-- start of The records --

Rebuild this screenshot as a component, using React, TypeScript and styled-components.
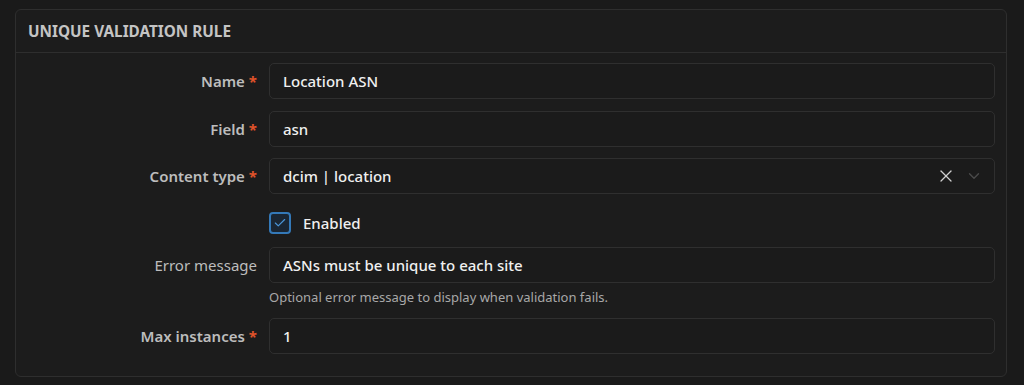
import styled, { createGlobalStyle } from 'styled-components';
import { X, ChevronDown, Check } from 'lucide-react';

const GlobalStyle = createGlobalStyle`
  html, body {
    margin: 0;
    background: #1a1a1a;
  }
  body {
    font-family: 'Noto Sans', 'Open Sans', sans-serif;
    color: #e6e6e6;
  }
`;

const Page = styled.div`
  padding: 9px 17px 8px 15px;
`;

const Card = styled.section`
  background: #1c1c1c;
  border: 1px solid #2e2e2e;
  border-radius: 6px;
`;

const CardHeader = styled.header`
  height: 42px;
  display: flex;
  align-items: center;
  padding: 0 12px;
  border-bottom: 1px solid #2e2e2e;
  font-size: 15.3px;
  font-weight: 700;
  color: #c4c4c4;
  text-transform: uppercase;
`;

const CardBody = styled.div`
  padding: 10px 11px 22px 0;
  display: flex;
  flex-direction: column;
`;

const Row = styled.div<{ $top?: number }>`
  display: grid;
  grid-template-columns: 241px 1fr;
  column-gap: 12px;
  align-items: center;
  margin-top: ${({ $top }) => $top ?? 0}px;
`;

const Label = styled.label<{ $required?: boolean }>`
  text-align: right;
  font-size: 15px;
  font-weight: ${({ $required }) => ($required ? 600 : 400)};
  color: #bdbdbd;
`;

const Star = styled.span`
  color: #e0532a;
  margin-left: 4px;
  font-weight: 700;
`;

const Input = styled.div`
  height: 36px;
  box-sizing: border-box;
  display: flex;
  align-items: center;
  padding: 0 13px;
  background: #1b1b1b;
  border: 1px solid #2f2f2f;
  border-radius: 5px;
  font-size: 15px;
  font-weight: 500;
  color: #f0f0f0;
`;

const Value = styled.span`
  flex: 1;
`;

const SelectIcons = styled.div`
  display: flex;
  align-items: center;
  gap: 9px;
  margin-right: -2px;
`;

const CheckLabel = styled.label`
  grid-column: 2;
  display: flex;
  align-items: center;
  gap: 12px;
  font-size: 15px;
  font-weight: 500;
  color: #f0f0f0;
`;

const CheckBox = styled.span`
  width: 22px;
  height: 22px;
  box-sizing: border-box;
  border: 2px solid #3479b8;
  border-radius: 4px;
  background: #1a2633;
  display: flex;
  align-items: center;
  justify-content: center;
  color: #4a95d8;
`;

const HelpText = styled.div`
  grid-column: 2;
  font-size: 13px;
  line-height: 16px;
  color: #a8a8a8;
`;

export default function App() {
  return (
    <Page>
      <GlobalStyle />
      <Card>
        <CardHeader>Unique Validation Rule</CardHeader>
        <CardBody>
          <Row>
            <Label $required>
              Name<Star>*</Star>
            </Label>
            <Input>Location ASN</Input>
          </Row>
          <Row $top={12}>
            <Label $required>
              Field<Star>*</Star>
            </Label>
            <Input>asn</Input>
          </Row>
          <Row $top={11}>
            <Label $required>
              Content type<Star>*</Star>
            </Label>
            <Input>
              <Value>dcim | location</Value>
              <SelectIcons>
                <X size={20} color="#d0d0d0" strokeWidth={1.5} />
                <ChevronDown size={18} color="#4a4a4a" strokeWidth={1.8} />
              </SelectIcons>
            </Input>
          </Row>
          <Row $top={18}>
            <CheckLabel>
              <CheckBox>
                <Check size={14} strokeWidth={2} />
              </CheckBox>
              Enabled
            </CheckLabel>
          </Row>
          <Row $top={13}>
            <Label>Error message</Label>
            <Input>ASNs must be unique to each site</Input>
          </Row>
          <Row $top={6}>
            <HelpText>Optional error message to display when validation fails.</HelpText>
          </Row>
          <Row $top={13}>
            <Label $required>
              Max instances<Star>*</Star>
            </Label>
            <Input>1</Input>
          </Row>
        </CardBody>
      </Card>
    </Page>
  );
}
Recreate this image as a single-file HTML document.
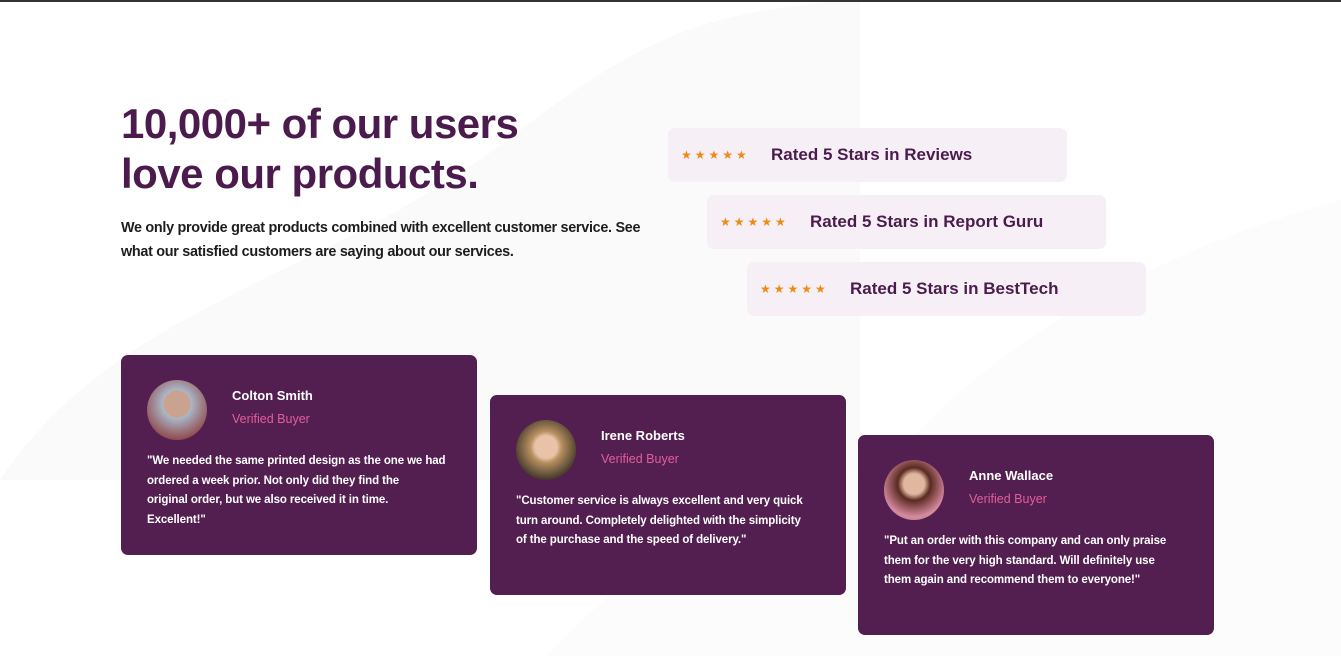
<!DOCTYPE html>
<html><head><meta charset="utf-8"><style>
*{margin:0;padding:0;box-sizing:border-box}
body{width:1341px;height:656px;overflow:hidden;background:#fff;font-family:"Liberation Sans",sans-serif;position:relative}
.top{position:absolute;left:0;top:0;width:1341px;height:2px;background:#333}
.bg{position:absolute;left:0;top:0}
h1{position:absolute;left:121px;top:99px;font-size:42px;line-height:50px;color:#4b1b4d;font-weight:bold;letter-spacing:-0.5px}
p.lead{position:absolute;left:121px;top:216px;width:560px;font-size:14.4px;line-height:24px;color:#1d1d1d;font-weight:bold;letter-spacing:-0.3px}
.rate{position:absolute;width:399px;height:54px;background:#f6f0f6;border-radius:7px;display:flex;align-items:center}
.rate .s{color:#ee8a16;font-size:12px;letter-spacing:3px;margin-left:13px;width:90px}
.rate .t{color:#4b1b4d;font-weight:bold;font-size:17px}
.card{position:absolute;width:356px;height:200px;background:#531f50;border-radius:7px;color:#fff}
.av{position:absolute;left:26px;top:25px;width:60px;height:60px;border-radius:50%}
.nm{position:absolute;left:111px;top:33px;font-size:13px;font-weight:bold}
.vb{position:absolute;left:111px;top:57px;font-size:12.5px;color:#e25e9a}
.q{position:absolute;left:26px;top:97px;width:330px;font-size:11.5px;line-height:19.5px;font-weight:bold;letter-spacing:-0.1px;white-space:nowrap}
</style></head><body>
<svg class="bg" width="1341" height="656"><path d="M0 480 C120 300 330 280 520 130 C640 40 700 10 860 0 L860 480 Z" fill="#fafafb"/><path d="M545 656 C640 560 760 470 880 480 C960 360 1150 250 1341 200 L1341 656 Z" fill="#fcfcfc"/></svg>
<div class="top"></div>
<h1>10,000+ of our users<br>love our products.</h1>
<p class="lead">We only provide great products combined with excellent customer service. See<br>what our satisfied customers are saying about our services.</p>
<div class="rate" style="left:668px;top:128px"><span class="s">★★★★★</span><span class="t">Rated 5 Stars in Reviews</span></div>
<div class="rate" style="left:707px;top:195px"><span class="s">★★★★★</span><span class="t">Rated 5 Stars in Report Guru</span></div>
<div class="rate" style="left:747px;top:262px"><span class="s">★★★★★</span><span class="t">Rated 5 Stars in BestTech</span></div>
<div class="card" style="left:121px;top:355px"><div class="av" style="background:radial-gradient(circle at 50% 40%,#c9a38f 0 28%,#aab8c8 30%,#8a2a2a 90%)"></div><div class="nm">Colton Smith</div><div class="vb">Verified Buyer</div><div class="q">"We needed the same printed design as the one we had<br>ordered a week prior. Not only did they find the<br>original order, but we also received it in time.<br>Excellent!"</div></div>
<div class="card" style="left:490px;top:395px"><div class="av" style="background:radial-gradient(circle at 50% 45%,#e8c3a8 0 25%,#b89060 35%,#2e2a22 80%)"></div><div class="nm">Irene Roberts</div><div class="vb">Verified Buyer</div><div class="q">"Customer service is always excellent and very quick<br>turn around. Completely delighted with the simplicity<br>of the purchase and the speed of delivery."</div></div>
<div class="card" style="left:858px;top:435px"><div class="av" style="background:radial-gradient(circle at 50% 40%,#e0b8a0 0 22%,#5a2a20 35%,#d78aa0 70%,#6a8a50)"></div><div class="nm">Anne Wallace</div><div class="vb">Verified Buyer</div><div class="q">"Put an order with this company and can only praise<br>them for the very high standard. Will definitely use<br>them again and recommend them to everyone!"</div></div>
</body></html>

-- end of The records --

The entries above should be reproduced exactly, without their pictures.

**Answer to the task:**
Rebuild this screenshot as a component, using React, TypeScript and styled-components.
import styled, { createGlobalStyle } from 'styled-components';
import { X, ChevronDown, Check } from 'lucide-react';

const GlobalStyle = createGlobalStyle`
  html, body {
    margin: 0;
    background: #1a1a1a;
  }
  body {
    font-family: 'Noto Sans', 'Open Sans', sans-serif;
    color: #e6e6e6;
  }
`;

const Page = styled.div`
  padding: 9px 17px 8px 15px;
`;

const Card = styled.section`
  background: #1c1c1c;
  border: 1px solid #2e2e2e;
  border-radius: 6px;
`;

const CardHeader = styled.header`
  height: 42px;
  display: flex;
  align-items: center;
  padding: 0 12px;
  border-bottom: 1px solid #2e2e2e;
  font-size: 15.3px;
  font-weight: 700;
  color: #c4c4c4;
  text-transform: uppercase;
`;

const CardBody = styled.div`
  padding: 10px 11px 22px 0;
  display: flex;
  flex-direction: column;
`;

const Row = styled.div<{ $top?: number }>`
  display: grid;
  grid-template-columns: 241px 1fr;
  column-gap: 12px;
  align-items: center;
  margin-top: ${({ $top }) => $top ?? 0}px;
`;

const Label = styled.label<{ $required?: boolean }>`
  text-align: right;
  font-size: 15px;
  font-weight: ${({ $required }) => ($required ? 600 : 400)};
  color: #bdbdbd;
`;

const Star = styled.span`
  color: #e0532a;
  margin-left: 4px;
  font-weight: 700;
`;

const Input = styled.div`
  height: 36px;
  box-sizing: border-box;
  display: flex;
  align-items: center;
  padding: 0 13px;
  background: #1b1b1b;
  border: 1px solid #2f2f2f;
  border-radius: 5px;
  font-size: 15px;
  font-weight: 500;
  color: #f0f0f0;
`;

const Value = styled.span`
  flex: 1;
`;

const SelectIcons = styled.div`
  display: flex;
  align-items: center;
  gap: 9px;
  margin-right: -2px;
`;

const CheckLabel = styled.label`
  grid-column: 2;
  display: flex;
  align-items: center;
  gap: 12px;
  font-size: 15px;
  font-weight: 500;
  color: #f0f0f0;
`;

const CheckBox = styled.span`
  width: 22px;
  height: 22px;
  box-sizing: border-box;
  border: 2px solid #3479b8;
  border-radius: 4px;
  background: #1a2633;
  display: flex;
  align-items: center;
  justify-content: center;
  color: #4a95d8;
`;

const HelpText = styled.div`
  grid-column: 2;
  font-size: 13px;
  line-height: 16px;
  color: #a8a8a8;
`;

export default function App() {
  return (
    <Page>
      <GlobalStyle />
      <Card>
        <CardHeader>Unique Validation Rule</CardHeader>
        <CardBody>
          <Row>
            <Label $required>
              Name<Star>*</Star>
            </Label>
            <Input>Location ASN</Input>
          </Row>
          <Row $top={12}>
            <Label $required>
              Field<Star>*</Star>
            </Label>
            <Input>asn</Input>
          </Row>
          <Row $top={11}>
            <Label $required>
              Content type<Star>*</Star>
            </Label>
            <Input>
              <Value>dcim | location</Value>
              <SelectIcons>
                <X size={20} color="#d0d0d0" strokeWidth={1.5} />
                <ChevronDown size={18} color="#4a4a4a" strokeWidth={1.8} />
              </SelectIcons>
            </Input>
          </Row>
          <Row $top={18}>
            <CheckLabel>
              <CheckBox>
                <Check size={14} strokeWidth={2} />
              </CheckBox>
              Enabled
            </CheckLabel>
          </Row>
          <Row $top={13}>
            <Label>Error message</Label>
            <Input>ASNs must be unique to each site</Input>
          </Row>
          <Row $top={6}>
            <HelpText>Optional error message to display when validation fails.</HelpText>
          </Row>
          <Row $top={13}>
            <Label $required>
              Max instances<Star>*</Star>
            </Label>
            <Input>1</Input>
          </Row>
        </CardBody>
      </Card>
    </Page>
  );
}
Recreate this image as a single-file HTML document.
<!DOCTYPE html>
<html><head><meta charset="utf-8"><style>
*{margin:0;padding:0;box-sizing:border-box}
body{width:1341px;height:656px;overflow:hidden;background:#fff;font-family:"Liberation Sans",sans-serif;position:relative}
.top{position:absolute;left:0;top:0;width:1341px;height:2px;background:#333}
.bg{position:absolute;left:0;top:0}
h1{position:absolute;left:121px;top:99px;font-size:42px;line-height:50px;color:#4b1b4d;font-weight:bold;letter-spacing:-0.5px}
p.lead{position:absolute;left:121px;top:216px;width:560px;font-size:14.4px;line-height:24px;color:#1d1d1d;font-weight:bold;letter-spacing:-0.3px}
.rate{position:absolute;width:399px;height:54px;background:#f6f0f6;border-radius:7px;display:flex;align-items:center}
.rate .s{color:#ee8a16;font-size:12px;letter-spacing:3px;margin-left:13px;width:90px}
.rate .t{color:#4b1b4d;font-weight:bold;font-size:17px}
.card{position:absolute;width:356px;height:200px;background:#531f50;border-radius:7px;color:#fff}
.av{position:absolute;left:26px;top:25px;width:60px;height:60px;border-radius:50%}
.nm{position:absolute;left:111px;top:33px;font-size:13px;font-weight:bold}
.vb{position:absolute;left:111px;top:57px;font-size:12.5px;color:#e25e9a}
.q{position:absolute;left:26px;top:97px;width:330px;font-size:11.5px;line-height:19.5px;font-weight:bold;letter-spacing:-0.1px;white-space:nowrap}
</style></head><body>
<svg class="bg" width="1341" height="656"><path d="M0 480 C120 300 330 280 520 130 C640 40 700 10 860 0 L860 480 Z" fill="#fafafb"/><path d="M545 656 C640 560 760 470 880 480 C960 360 1150 250 1341 200 L1341 656 Z" fill="#fcfcfc"/></svg>
<div class="top"></div>
<h1>10,000+ of our users<br>love our products.</h1>
<p class="lead">We only provide great products combined with excellent customer service. See<br>what our satisfied customers are saying about our services.</p>
<div class="rate" style="left:668px;top:128px"><span class="s">★★★★★</span><span class="t">Rated 5 Stars in Reviews</span></div>
<div class="rate" style="left:707px;top:195px"><span class="s">★★★★★</span><span class="t">Rated 5 Stars in Report Guru</span></div>
<div class="rate" style="left:747px;top:262px"><span class="s">★★★★★</span><span class="t">Rated 5 Stars in BestTech</span></div>
<div class="card" style="left:121px;top:355px"><div class="av" style="background:radial-gradient(circle at 50% 40%,#c9a38f 0 28%,#aab8c8 30%,#8a2a2a 90%)"></div><div class="nm">Colton Smith</div><div class="vb">Verified Buyer</div><div class="q">"We needed the same printed design as the one we had<br>ordered a week prior. Not only did they find the<br>original order, but we also received it in time.<br>Excellent!"</div></div>
<div class="card" style="left:490px;top:395px"><div class="av" style="background:radial-gradient(circle at 50% 45%,#e8c3a8 0 25%,#b89060 35%,#2e2a22 80%)"></div><div class="nm">Irene Roberts</div><div class="vb">Verified Buyer</div><div class="q">"Customer service is always excellent and very quick<br>turn around. Completely delighted with the simplicity<br>of the purchase and the speed of delivery."</div></div>
<div class="card" style="left:858px;top:435px"><div class="av" style="background:radial-gradient(circle at 50% 40%,#e0b8a0 0 22%,#5a2a20 35%,#d78aa0 70%,#6a8a50)"></div><div class="nm">Anne Wallace</div><div class="vb">Verified Buyer</div><div class="q">"Put an order with this company and can only praise<br>them for the very high standard. Will definitely use<br>them again and recommend them to everyone!"</div></div>
</body></html>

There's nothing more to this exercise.